Henry-Crowe made sure that Emory not only acknowledged the religious life of students outside a Western context, but championed it, says former Hindu religious life adviser Harshita Mruthinti Kamath 12PhD, now assistant professor of religion at Middlebury College.
“Through her pioneering vision,” she said, “Emory began to incorporate [multiple] religious prayers into its university-wide ceremonies, such as freshman convocation, baccalaureate, Commencement, and even presidential inaugurations.”
Founder of the Muslim Student Association, religious life adviser Isam Vaid 93OX 95C 98PH says he found a kindred spirit in Henry-Crowe from the beginning. “Her emphasis has consistently been that mutual respect should be the prevailing standard—we can’t settle for tolerance,” he says.
An ordained United Methodist elder and the first female president of the United Methodist Church’s Judicial Council, Henry-Crowe will become general secretary of the General Board of Church and Society— the United Methodist Church’s main arm for social justice and advocacy, education, and international outreach, based in Washington, D.C.
At Emory, Henry-Crowe was named one of the university’s 175 Makers of History, and has served as adjunct faculty at Candler School of Theology, where in 1995 she received the school’s Distinguished Alumni Award.

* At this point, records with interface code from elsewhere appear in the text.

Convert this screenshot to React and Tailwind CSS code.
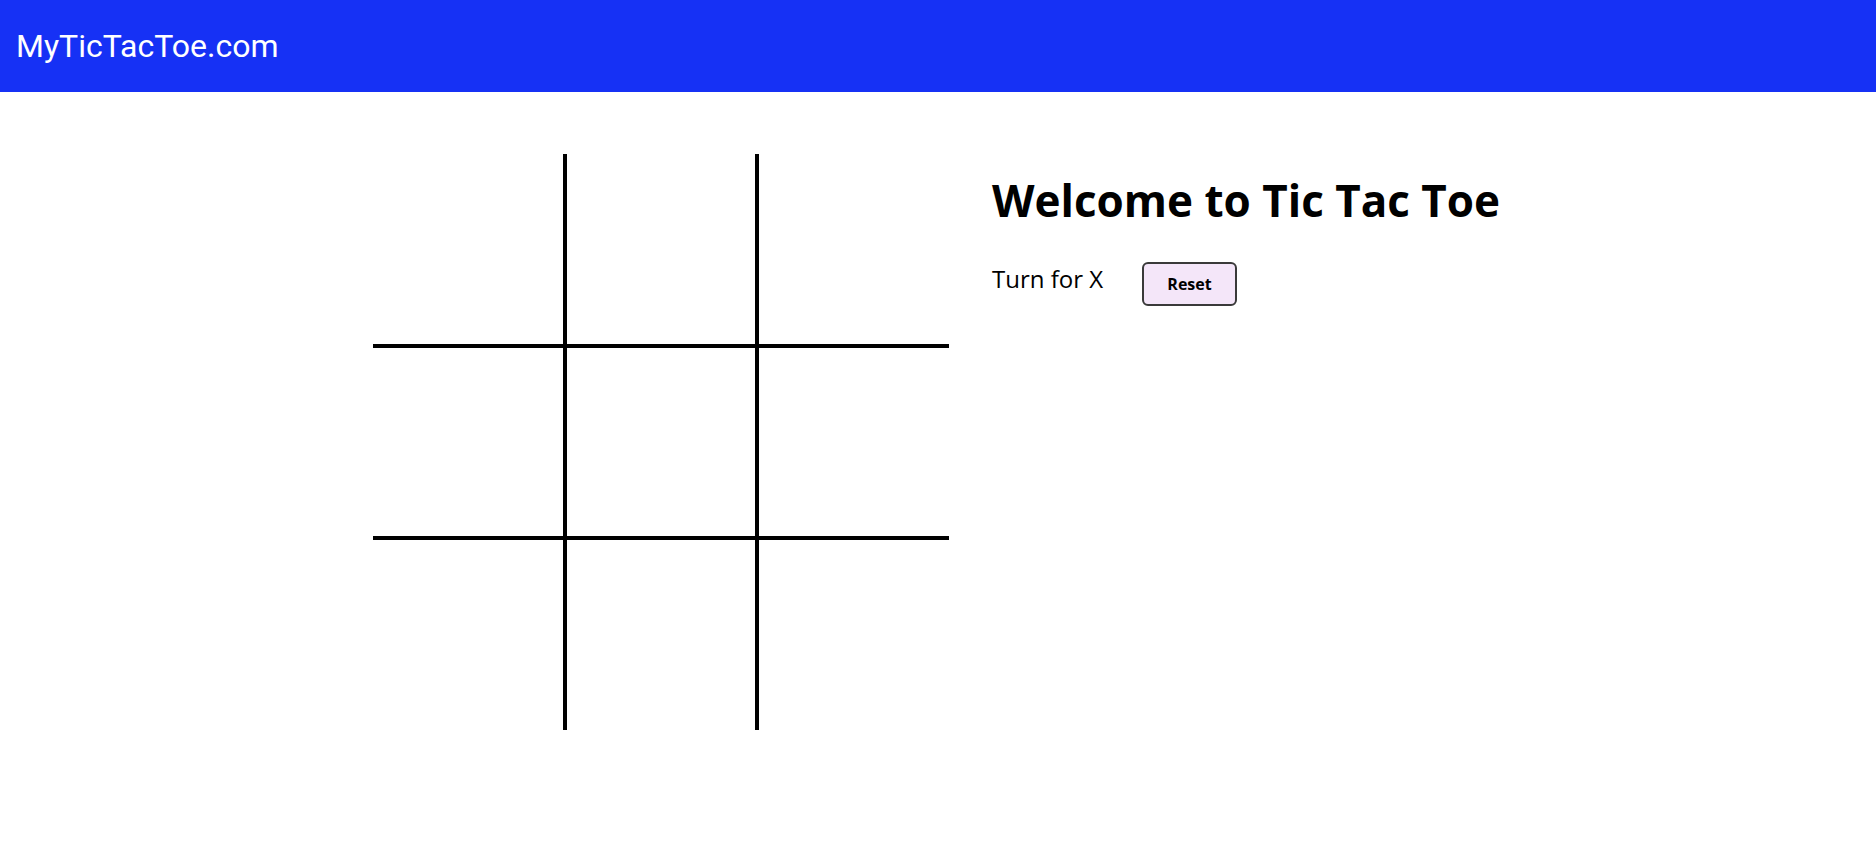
import React, { useState } from "react";

function Square({ value, onClick, index }) {
    const row = Math.floor(index / 3);
    const col = index % 3;
    const borders = [
        col > 0 ? "border-l-2" : "",
        col < 2 ? "border-r-2" : "",
        row > 0 ? "border-t-2" : "",
        row < 2 ? "border-b-2" : "",
    ].join(" ");
    return (
        <button
            onClick={onClick}
            className={`w-[192px] h-[192px] border-black ${borders} flex items-center justify-center text-[96px] font-bold font-['Open_Sans',sans-serif]`}
        >
            {value}
        </button>
    );
}

export default function App() {
    const [squares, setSquares] = useState(Array(9).fill(null));
    const [xNext, setXNext] = useState(true);

    const play = (i) => {
        if (squares[i]) return;
        const next = squares.slice();
        next[i] = xNext ? "X" : "O";
        setSquares(next);
        setXNext(!xNext);
    };

    const reset = () => {
        setSquares(Array(9).fill(null));
        setXNext(true);
    };

    return (
        <div className="min-h-screen bg-white">
            {/* Header */}
            <header className="h-[92px] bg-[#1631f5] flex items-center px-4">
                <span className="text-white text-[32px] font-['Roboto',sans-serif] leading-none">
                    MyTicTacToe.com
                </span>
            </header>

            {/* Main */}
            <main className="flex justify-center gap-[43px] pt-[62px]">
                <div className="grid grid-cols-3 w-[576px]">
                    {squares.map((v, i) => (
                        <Square key={i} index={i} value={v} onClick={() => play(i)} />
                    ))}
                </div>

                <div className="w-[511px] pt-[18px] font-['Open_Sans',sans-serif]">
                    <h1 className="text-[44px] font-bold leading-[56px] text-black whitespace-nowrap">
                        Welcome to Tic Tac Toe
                    </h1>
                    <div className="flex items-center mt-[34px]">
                        <span className="w-[150px] text-[24px] font-normal text-black leading-none -mt-[10px]">
                            Turn for {xNext ? "X" : "O"}
                        </span>
                        <button
                            onClick={reset}
                            className="w-[95px] h-[44px] bg-[#f4e6f9] border-2 border-[#3a3a3a] rounded-[6px] text-[16px] font-bold text-black"
                        >
                            Reset
                        </button>
                    </div>
                </div>
            </main>
        </div>
    );
}
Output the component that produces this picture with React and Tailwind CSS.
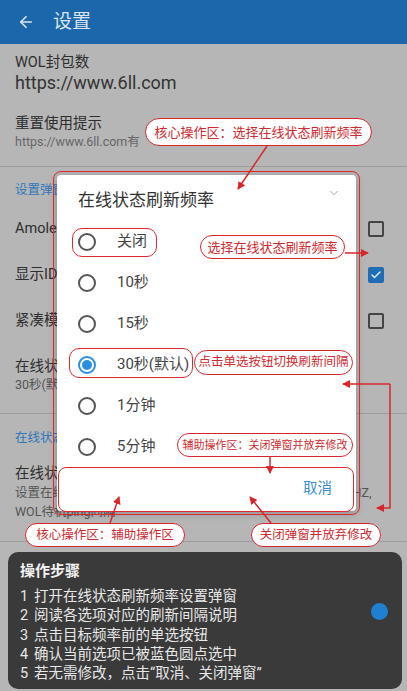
import { ArrowLeft, ChevronDown, Check } from 'lucide-react';

function Pill({ pos, text, size }) {
  return (
    <div
      className={`absolute ${pos} flex items-center justify-center rounded-full border-[1.5px] border-[#d8262c] bg-white text-[#cf2a2f] ${size} leading-none whitespace-nowrap`}
    >
      {text}
    </div>
  );
}

function Frame({ pos, radius }) {
  return <div className={`absolute ${pos} ${radius} border-[1.5px] border-[#dc2a2e]`} />;
}

function Radio({ label, checked }) {
  return (
    <div className="flex h-[41px] items-center">
      <div className="flex w-[60px] justify-center">
        {checked ? (
          <div className="flex h-[18px] w-[18px] items-center justify-center rounded-full border-2 border-[#2a8fe0]">
            <div className="h-[10px] w-[10px] rounded-full bg-[#2a8fe0]" />
          </div>
        ) : (
          <div className="h-[18px] w-[18px] rounded-full border-2 border-[#555555]" />
        )}
      </div>
      <div className="text-[15px] text-[#444444]">{label}</div>
    </div>
  );
}

function CheckRow({ label, checked }) {
  return (
    <div className="flex h-[46px] items-center justify-between pl-[15px] pr-[23px]">
      <div className="text-[14.5px] text-[#2e2e2e]">{label}</div>
      {checked ? (
        <div className="flex h-[16px] w-[16px] items-center justify-center rounded-[2px] bg-[#1f6db5]">
          <Check size={12} strokeWidth={3} color="#dfe9f3" />
        </div>
      ) : (
        <div className="h-[16px] w-[16px] rounded-[2px] border-2 border-[#444444]" />
      )}
    </div>
  );
}

export default function App() {
  const steps = [
    '打开在线状态刷新频率设置弹窗',
    '阅读各选项对应的刷新间隔说明',
    '点击目标频率前的单选按钮',
    '确认当前选项已被蓝色圆点选中',
    '若无需修改，点击“取消、关闭弹窗”',
  ];
  return (
    <div className="relative h-[691px] w-[407px] overflow-hidden bg-[#b6b6b6] font-['Roboto','Noto_Sans_CJK_SC',sans-serif]">
      {/* Header */}
      <div className="flex h-[44px] items-center bg-[#1c66ac] pl-[17px]">
        <ArrowLeft size={18} strokeWidth={2.2} color="#dbe5ef" />
        <div className="ml-[18px] text-[19px] text-[#dbe5ef]">设置</div>
      </div>

      {/* Block 1 */}
      <div className="border-b border-[#9c9c9c] px-[15px] pb-[16px] pt-[10px]">
        <div className="text-[14.5px] leading-[18px] text-[#2e2e2e]">WOL封包数</div>
        <div className="text-[18px] leading-[22px] text-[#333333]">https://www.6ll.com</div>
        <div className="mt-[20px] text-[14.5px] leading-[20px] text-[#2e2e2e]">重置使用提示</div>
        <div className="text-[12.5px] leading-[16px] text-[#666666]">https://www.6ll.com有</div>
      </div>

      {/* Section 2 */}
      <div className="border-b border-[#9c9c9c] pb-[20px] pt-[15px]">
        <div className="px-[15px] text-[12.5px] leading-[16px] text-[#2f77ba]">设置弹窗</div>
        <div className="mt-[8px]">
          <CheckRow label="Amoled模式" />
          <CheckRow label="显示ID" checked />
          <CheckRow label="紧凑模式" />
        </div>
        <div className="px-[15px] pt-[13px]">
          <div className="text-[14.5px] leading-[20px] text-[#2e2e2e]">在线状态刷新频率</div>
          <div className="text-[12.5px] leading-[16px] text-[#555555]">30秒(默认)</div>
        </div>
      </div>

      {/* Section 3 */}
      <div className="border-b border-[#9c9c9c] px-[15px] pb-[19px] pt-[16px]">
        <div className="text-[12.5px] leading-[16px] text-[#2f77ba]">在线状态</div>
        <div className="mt-[18px] text-[14.5px] leading-[20px] text-[#2e2e2e]">在线状态检测</div>
        <div className="whitespace-nowrap text-[12.5px] leading-[18px] text-[#555555]">设置在线状态检测的间隔时间，数值越小越耗电，单位为赫兹HZ,</div>
        <div className="text-[12.5px] leading-[20px] text-[#555555]">WOL待机ping间隔</div>
      </div>

      {/* Dialog */}
      <div className="absolute left-[57px] top-[175px] flex h-[336px] w-[299px] flex-col rounded-[4px] bg-white shadow-[0_2px_8px_rgba(0,0,0,0.25)]">
        <div className="relative flex h-[46px] items-center pl-[21px] pt-[6px]">
          <div className="text-[17px] text-[#333333]">在线状态刷新频率</div>
          <ChevronDown size={14} strokeWidth={1.5} color="#9a9a9a" className="absolute right-[15px] top-[11px]" />
        </div>
        <Radio label="关闭" />
        <Radio label="10秒" />
        <Radio label="15秒" />
        <Radio label="30秒(默认)" checked />
        <Radio label="1分钟" />
        <Radio label="5分钟" />
        <div className="flex flex-1 items-center justify-end pr-[24px]">
          <div className="text-[14.5px] text-[#3a8ed0]">取消</div>
        </div>
      </div>

      {/* Annotation frames */}
      <Frame pos="left-[53px] top-[171px] w-[307px] h-[344px]" radius="rounded-[8px]" />
      <Frame pos="left-[72px] top-[228px] w-[85px] h-[29px]" radius="rounded-[10px]" />
      <Frame pos="left-[69px] top-[348px] w-[124px] h-[30px]" radius="rounded-[10px]" />
      <Frame pos="left-[58px] top-[467px] w-[296px] h-[45px]" radius="rounded-[8px]" />

      {/* Pills */}
      <Pill pos="left-[145px] top-[118px] w-[227px] h-[28px]" text="核心操作区：选择在线状态刷新频率" size="text-[13px]" />
      <Pill pos="left-[200px] top-[235px] w-[145px] h-[24px]" text="选择在线状态刷新频率" size="text-[13px]" />
      <Pill pos="left-[194px] top-[350px] w-[159px] h-[25px]" text="点击单选按钮切换刷新间隔" size="text-[12.5px]" />
      <Pill pos="left-[177px] top-[433px] w-[176px] h-[24px]" text="辅助操作区：关闭弹窗并放弃修改" size="text-[11px]" />
      <Pill pos="left-[25px] top-[523px] w-[160px] h-[24px]" text="核心操作区：辅助操作区" size="text-[12.5px]" />
      <Pill pos="left-[251px] top-[523px] w-[130px] h-[24px]" text="关闭弹窗并放弃修改" size="text-[12.5px]" />

      {/* Arrows */}
      <svg className="pointer-events-none absolute left-0 top-0" width="407" height="691">
        <defs>
          <marker id="ah" markerWidth="8" markerHeight="8" refX="7" refY="4" orient="auto" markerUnits="userSpaceOnUse">
            <path d="M0,0 L8,4 L0,8 Z" fill="#d8262c" />
          </marker>
        </defs>
        <g stroke="#d8262c" strokeWidth="1.5" fill="none">
          <line x1="267" y1="146" x2="238" y2="189" markerEnd="url(#ah)" />
          <line x1="345" y1="253" x2="368" y2="253" markerEnd="url(#ah)" />
          <path d="M390 384 H343" markerEnd="url(#ah)" />
          <path d="M390 384 V508 H377" markerEnd="url(#ah)" />
          <line x1="270" y1="457" x2="270" y2="473" markerEnd="url(#ah)" />
          <line x1="110" y1="523" x2="119" y2="497" markerEnd="url(#ah)" />
          <line x1="271" y1="523" x2="250" y2="497" markerEnd="url(#ah)" />
        </g>
      </svg>

      {/* Steps panel */}
      <div className="absolute left-[8px] top-[552px] h-[137px] w-[394px] rounded-[10px] bg-[#3a3a3a] pl-[12px] pt-[9px]">
        <div className="text-[15px] font-bold leading-[20px] text-[#f2f2f2]">操作步骤</div>
        <div className="mt-[6px]">
          {steps.map((s, i) => (
            <div key={i} className="flex text-[14.5px] leading-[19.3px] text-[#e8e8e8]">
              <span className="w-[14px]">{i + 1}</span>
              <span>{s}</span>
            </div>
          ))}
        </div>
        <div className="absolute left-[363px] top-[51px] h-[17px] w-[17px] rounded-full bg-[#1f7fd0]" />
      </div>
    </div>
  );
}
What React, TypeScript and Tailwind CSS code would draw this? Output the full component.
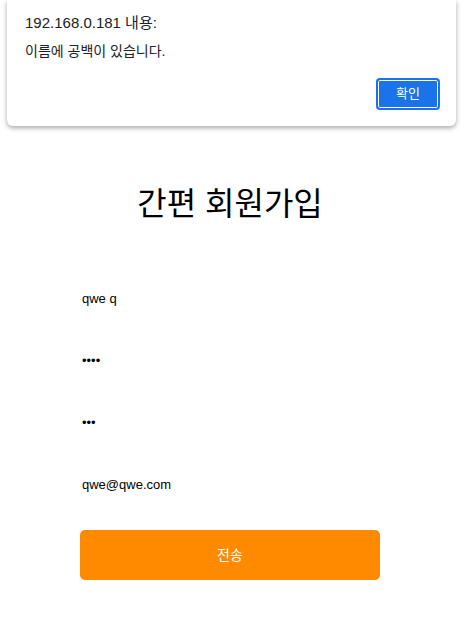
const fieldClass =
	'block h-[40px] w-full bg-transparent px-[2px] text-[13px] text-black outline-none';

const fields = [
	{ type: 'text', value: 'qwe q', name: 'name' },
	{ type: 'password', value: 'qwer', name: 'password' },
	{ type: 'password', value: 'qwe', name: 'passwordCheck' },
	{ type: 'email', value: 'qwe@qwe.com', name: 'email' },
];

// browser alert() box, sits over the page
const AlertDialog = () => (
	<div className="absolute left-[7px] top-0 z-10 flex h-[126px] w-[449px] flex-col rounded-b-[6px] bg-white pl-[18px] pr-[16px] pt-[13px] text-[#202124] shadow-[0_2px_5px_rgba(0,0,0,0.35)]">
		<p className="text-[15px] leading-[20px]">192.168.0.181 내용:</p>
		<p className="mt-[9px] text-[14px] leading-[18px]">이름에 공백이 있습니다.</p>
		<div className="mt-[18px] flex justify-end">
			<button
				type="button"
				className="h-[32px] w-[64px] rounded-[4px] border-2 border-[#1a73e8] bg-[#1a73e8] text-[13px] text-white shadow-[inset_0_0_0_1px_white]"
			>
				확인
			</button>
		</div>
	</div>
);

export default function App() {
	return (
		<div
			className="relative min-h-[623px] bg-white"
			style={{ fontFamily: '"Liberation Sans", "Noto Sans CJK KR", sans-serif' }}
		>
			<AlertDialog />
			<div className="w-[460px] pt-[180px]">
				<h1 className="text-center text-[32px] leading-[48px] text-black">
					간편 회원가입
				</h1>
				<form className="mx-auto mt-[50px] flex w-[300px] flex-col gap-[22px]">
					{fields.map((f) => (
						<input
							key={f.name}
							type={f.type}
							name={f.name}
							defaultValue={f.value}
							readOnly
							className={fieldClass}
						/>
					))}
					<button
						type="button"
						className="mt-[4px] h-[50px] w-full rounded-[5px] bg-[#ff8a00] text-[14px] text-white"
					>
						전송
					</button>
				</form>
			</div>
		</div>
	);
}
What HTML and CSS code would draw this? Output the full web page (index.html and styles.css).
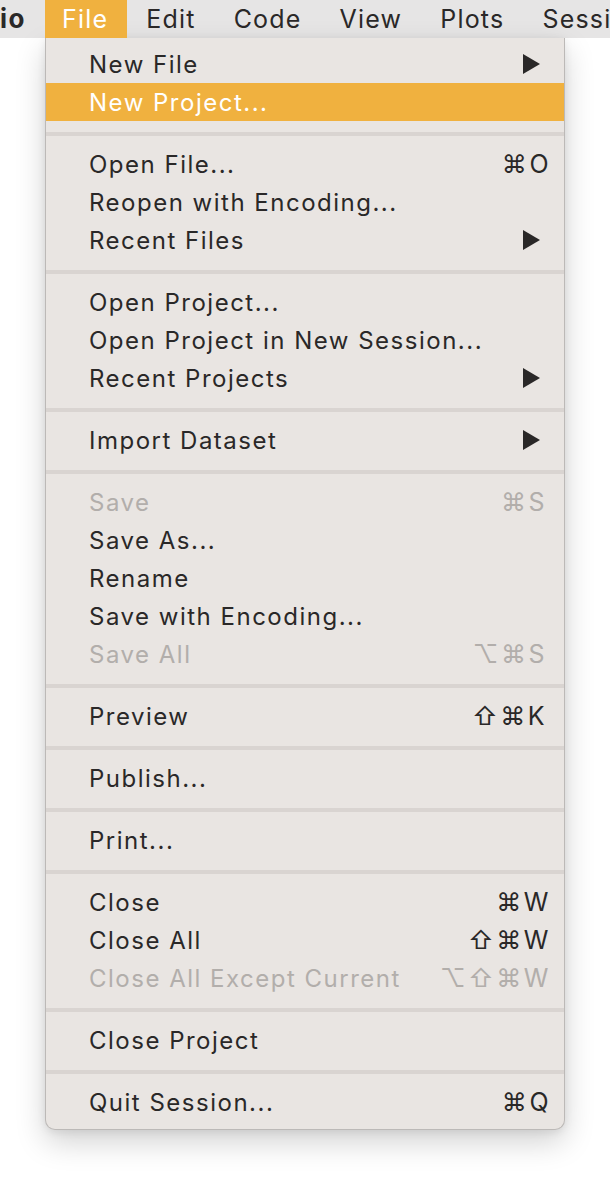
FILE: index.html
```html
<!DOCTYPE html>
<html lang="en">
<head>
<meta charset="utf-8">
<title>File menu</title>
<link rel="stylesheet" href="styles.css">
</head>
<body>
<header class="menubar">
  <span class="app">io</span>
  <span class="mb-item active">File</span>
  <span class="mb-item">Edit</span>
  <span class="mb-item">Code</span>
  <span class="mb-item">View</span>
  <span class="mb-item">Plots</span>
  <span class="mb-item">Session</span>
</header>
<div class="menu">
  <div class="row"><span class="label">New File</span><span class="arrow"></span></div>
  <div class="row hl"><span class="label">New Project...</span></div>
  <div class="sep"></div>
  <div class="row"><span class="label">Open File...</span><span class="key">⌘O</span></div>
  <div class="row"><span class="label">Reopen with Encoding...</span></div>
  <div class="row"><span class="label">Recent Files</span><span class="arrow"></span></div>
  <div class="sep"></div>
  <div class="row"><span class="label">Open Project...</span></div>
  <div class="row"><span class="label">Open Project in New Session...</span></div>
  <div class="row"><span class="label">Recent Projects</span><span class="arrow"></span></div>
  <div class="sep"></div>
  <div class="row"><span class="label">Import Dataset</span><span class="arrow"></span></div>
  <div class="sep"></div>
  <div class="row off"><span class="label">Save</span><span class="key k-s">⌘S</span></div>
  <div class="row"><span class="label">Save As...</span></div>
  <div class="row"><span class="label">Rename</span></div>
  <div class="row"><span class="label">Save with Encoding...</span></div>
  <div class="row off"><span class="label">Save All</span><span class="key k-s">⌥⌘S</span></div>
  <div class="sep"></div>
  <div class="row"><span class="label">Preview</span><span class="key k-s">⇧⌘K</span></div>
  <div class="sep"></div>
  <div class="row"><span class="label">Publish...</span></div>
  <div class="sep"></div>
  <div class="row"><span class="label">Print...</span></div>
  <div class="sep"></div>
  <div class="row"><span class="label">Close</span><span class="key k-w">⌘W</span></div>
  <div class="row"><span class="label">Close All</span><span class="key k-w">⇧⌘W</span></div>
  <div class="row off"><span class="label">Close All Except Current</span><span class="key k-w">⌥⇧⌘W</span></div>
  <div class="sep"></div>
  <div class="row"><span class="label">Close Project</span></div>
  <div class="sep"></div>
  <div class="row"><span class="label">Quit Session...</span><span class="key">⌘Q</span></div>
</div>
</body>
</html>
```
FILE: styles.css
```css
html, body {
  margin: 0;
  padding: 0;
  background: #ffffff;
  width: 610px;
  height: 1184px;
  overflow: hidden;
}
body {
  font-family: Inter, "Noto Sans", "DejaVu Sans", sans-serif;
  color: #2a2828;
  letter-spacing: 1.5px;
}
.menubar {
  display: flex;
  height: 38px;
  align-items: center;
  background: #e6e5e5;
  font-size: 25px;
  white-space: nowrap;
  overflow: hidden;
  letter-spacing: 1.2px;
}
.app {
  font-weight: 700;
  padding: 0 19px 0 0;
  line-height: 38px;
  letter-spacing: 1.5px;
  font-size: 26px;
}
.mb-item {
  padding: 0 19px;
  line-height: 38px;
}
.mb-item.active {
  background: #f0b13f;
  color: #ffffff;
  padding: 0 19px 0 17px;
}
.menu {
  margin-left: 45px;
  width: 518px;
  background: #e9e5e2;
  border: 1px solid #bcb9b7;
  border-top: none;
  border-radius: 0 0 10px 10px;
  padding: 7px 0 8px;
  box-shadow: 0 12px 30px rgba(0, 0, 0, 0.18), 0 2px 8px rgba(0, 0, 0, 0.08);
  font-size: 24px;
}
.row {
  height: 38px;
  display: flex;
  align-items: center;
  justify-content: space-between;
  padding: 0 13px 0 43px;
  white-space: nowrap;
}
.row.hl {
  background: #f0b13f;
  color: #ffffff;
}
.row.off {
  color: #b2aeab;
}
.key {
  font-size: 25px;
  letter-spacing: 2.5px;
}
.k-s {
  margin-right: 4px;
}
.arrow {
  width: 0;
  height: 0;
  border-left: 17px solid #2a2828;
  border-top: 10px solid transparent;
  border-bottom: 10px solid transparent;
  margin-right: 11px;
}
.sep {
  height: 4px;
  background: #d9d4d1;
  margin: 11px 0 9px;
}
```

“Susan Henry-Crowe has left an indelible stamp on religious life at Emory. Indeed, she has built a national model for how to care for the spiritual needs and longings of the students, faculty, and staff on a university campus,” says President James Wagner. “Perhaps her most lasting contribution will be the ways she has helped reinforce Emory’s vibrant Methodist heritage while leading an interfaith ministry that nurtures both authentic expression of one’s own faith and respect for the many religious traditions in our diverse community.”